Lyman remains unbowed; the perceived stakes of losing the use of the road are just too high. He doesn’t just share a name with the earliest San Juan County settlers, going all the way back to Platte D. Lyman and the Hole-in-the-Rock Expedition, he shares their attitude: roads are as important as survival.

It was those Hole-in-the-Rock Settlers and their descendants who developed the roads in the original spirit of R.S. 2477, opening up the difficult landscape for both economic and recreational use. As County Commissioner, Phil Lyman currently represents voters whose taxes pay to keep countless secondary roads open and passable – no minor commitment in the sparsely populated region.

Utah 261, approaching the switchbacks of the Moki Dugway

For many of those San Juan County citizens, the loss of any roads to a Bears Ears National Monument would be particularly galling and undoubtedly seen as evidence of the federal government trampling on rights they’d held for generations. The birth of the monument might well be greeted with bulldozers and other vehicles driven across the land in protest – if not with active armed resistance.

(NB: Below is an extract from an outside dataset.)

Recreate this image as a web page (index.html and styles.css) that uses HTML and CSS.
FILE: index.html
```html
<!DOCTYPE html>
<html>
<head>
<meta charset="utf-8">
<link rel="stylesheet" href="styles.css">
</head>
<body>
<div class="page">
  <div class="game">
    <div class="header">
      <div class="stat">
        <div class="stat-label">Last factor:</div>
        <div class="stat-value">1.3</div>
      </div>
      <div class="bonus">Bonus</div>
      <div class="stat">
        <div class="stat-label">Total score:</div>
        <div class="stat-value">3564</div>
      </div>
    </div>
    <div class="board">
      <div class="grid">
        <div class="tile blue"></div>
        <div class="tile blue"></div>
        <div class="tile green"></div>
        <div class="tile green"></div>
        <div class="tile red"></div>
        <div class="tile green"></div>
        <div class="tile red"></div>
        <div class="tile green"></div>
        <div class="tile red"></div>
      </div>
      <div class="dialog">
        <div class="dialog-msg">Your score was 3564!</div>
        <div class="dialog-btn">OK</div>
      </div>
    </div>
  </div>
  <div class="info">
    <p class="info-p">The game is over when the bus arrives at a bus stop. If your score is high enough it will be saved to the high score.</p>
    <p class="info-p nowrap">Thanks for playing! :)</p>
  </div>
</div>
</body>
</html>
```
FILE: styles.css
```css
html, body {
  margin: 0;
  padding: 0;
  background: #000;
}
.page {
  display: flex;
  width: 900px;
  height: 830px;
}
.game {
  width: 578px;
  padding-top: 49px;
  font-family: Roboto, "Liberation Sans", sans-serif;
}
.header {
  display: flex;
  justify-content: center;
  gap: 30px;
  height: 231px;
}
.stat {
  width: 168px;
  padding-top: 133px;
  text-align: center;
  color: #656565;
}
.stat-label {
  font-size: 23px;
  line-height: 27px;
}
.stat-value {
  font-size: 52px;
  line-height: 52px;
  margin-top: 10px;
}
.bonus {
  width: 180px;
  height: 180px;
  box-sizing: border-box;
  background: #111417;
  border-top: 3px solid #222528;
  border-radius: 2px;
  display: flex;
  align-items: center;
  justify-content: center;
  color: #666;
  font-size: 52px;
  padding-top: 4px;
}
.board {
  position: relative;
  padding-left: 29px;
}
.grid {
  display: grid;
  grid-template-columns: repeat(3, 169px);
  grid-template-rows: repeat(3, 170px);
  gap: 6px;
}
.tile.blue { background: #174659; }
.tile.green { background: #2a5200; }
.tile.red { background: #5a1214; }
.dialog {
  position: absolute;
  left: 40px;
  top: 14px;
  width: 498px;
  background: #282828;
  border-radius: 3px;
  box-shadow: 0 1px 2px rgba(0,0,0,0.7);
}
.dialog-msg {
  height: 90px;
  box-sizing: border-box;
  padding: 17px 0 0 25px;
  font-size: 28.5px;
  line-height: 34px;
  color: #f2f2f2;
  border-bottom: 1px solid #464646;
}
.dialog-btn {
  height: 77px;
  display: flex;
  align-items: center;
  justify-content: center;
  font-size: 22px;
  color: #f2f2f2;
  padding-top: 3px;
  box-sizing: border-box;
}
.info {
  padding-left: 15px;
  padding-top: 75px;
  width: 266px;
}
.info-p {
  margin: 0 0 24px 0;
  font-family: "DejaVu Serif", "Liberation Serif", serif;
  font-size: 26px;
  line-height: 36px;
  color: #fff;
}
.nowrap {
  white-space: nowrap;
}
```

But this should come as no surprise; conflict is written right on the landscape. The Bears Ears Buttes are literally bisected by a road, split down the middle by an access route to Elk Ridge. One of that road’s informal spurs leads to the rim of Lyman Canyon, and a second leads to a viewpoint over Arch Canyon. The heart of the battle is right there for all to see, even without a road sign.